NAB Hits 52-Week Low on Rate-Cut Speculation

NAB Hits 52-Week Low on Rate-Cut Speculation

June 9, 2026

Sydney, June 9, 2026, 18:21 AEST

  • NAB shares finished at A$35.96, down 1.72%. The stock fell as low as A$35.48 during the session, marking its listed 52-week low.
  • NAB’s May business survey showed confidence stayed in negative territory. Cost pressures kept easing.
  • ASX 200 slipped 0.24%. Financials ended flat, while materials weighed on the index.

National Australia Bank shares slipped on Tuesday, lagging behind other major lenders. Investors sold the stock after a soft business update and the bank adjusted its rate outlook again.

Shares finished at A$35.96, sliding 1.72% after hitting a low of A$35.48. Commonwealth Bank dropped 0.26%, Westpac eased 0.29%. ANZ closed up 0.44%, according to Google Finance.

The move is important for the bank since its earnings depend on credit growth, business demand and net interest margin, or the spread between what it makes on loans and what it pays for deposits and funding. Lower rates can boost loan demand but also raise the risk of bad debts and tighten margins if the economy slows.

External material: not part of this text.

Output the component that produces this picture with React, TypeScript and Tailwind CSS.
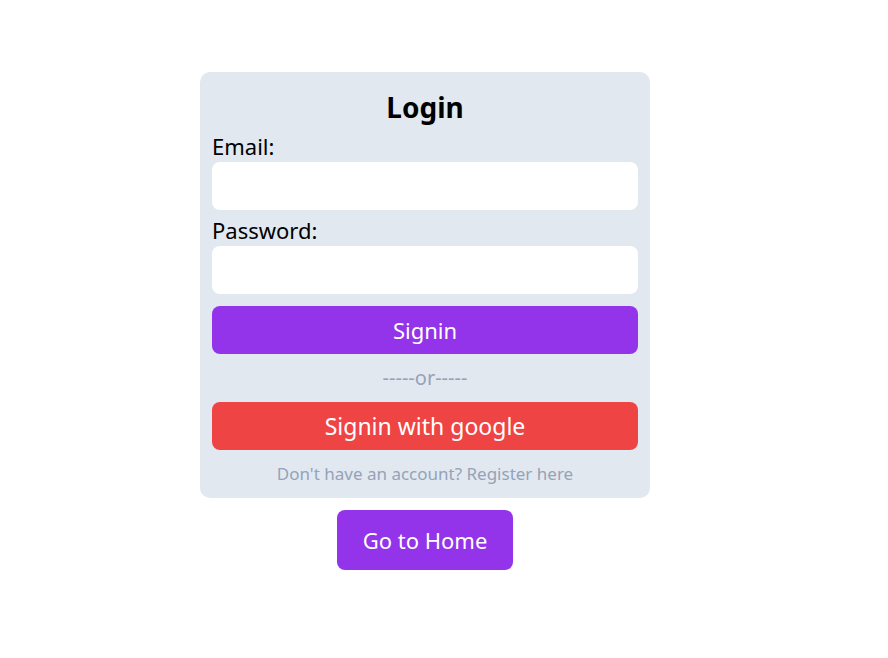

ASX regular trading had finished before the dateline. Continuous trading lasts until 16:00 Sydney time, with final prices set in a closing auction that takes place from 16:10 to 16:11, based on ASX trading rules.

ASX trading picked up after the King’s Birthday holiday, with the S&P/ASX 200 ending down 20.9 points, or 0.24%, at 8,604.2. Financials barely moved, but materials slid 2.32%.

Business confidence at NAB improved in its May Monthly Business Survey, with the index up 10 points but still at minus 14. Business conditions stayed at 3 index points, under the long-term average. Capacity utilisation dropped to 81.9%.

NAB’s head of Australian economics Gareth Spence said confidence has “lifted off a very low base” but remains “still weak.” Andrew Auerbach, who runs business and private banking for NAB, said customers keep telling the bank “conditions are tough and cost pressures are real.” NAB News

Australia’s business survey showed cost pressures are easing, Reuters said, but costs remain high compared to history. NAB economist Michael Hayes noted the profitability part of the survey points to “margin pressures persist.” Investors watching the bank stock near its lows are not likely to look past that. Reuters

NAB’s chief economist Sally Auld now expects the Reserve Bank of Australia’s next move on the cash rate to be down, but says the timing is unclear. NAB has scrapped its forecast for an RBA hike in August and predicts the cash rate will finish 2027 at 3.6%.

NAB said its interim dividend is due for payment on July 2. The bank also flagged Aug. 17 as the date for its third-quarter trading update.

NAB holders face the risk that rate cuts may not come fast enough. The bank still sees core inflation above target through mid-2027, and its latest survey showed business confidence negative in all industries. If inflation does not fall or weak confidence hits hiring and investment, any boost from lower rates might not be enough to balance slower lending growth or margin pressure.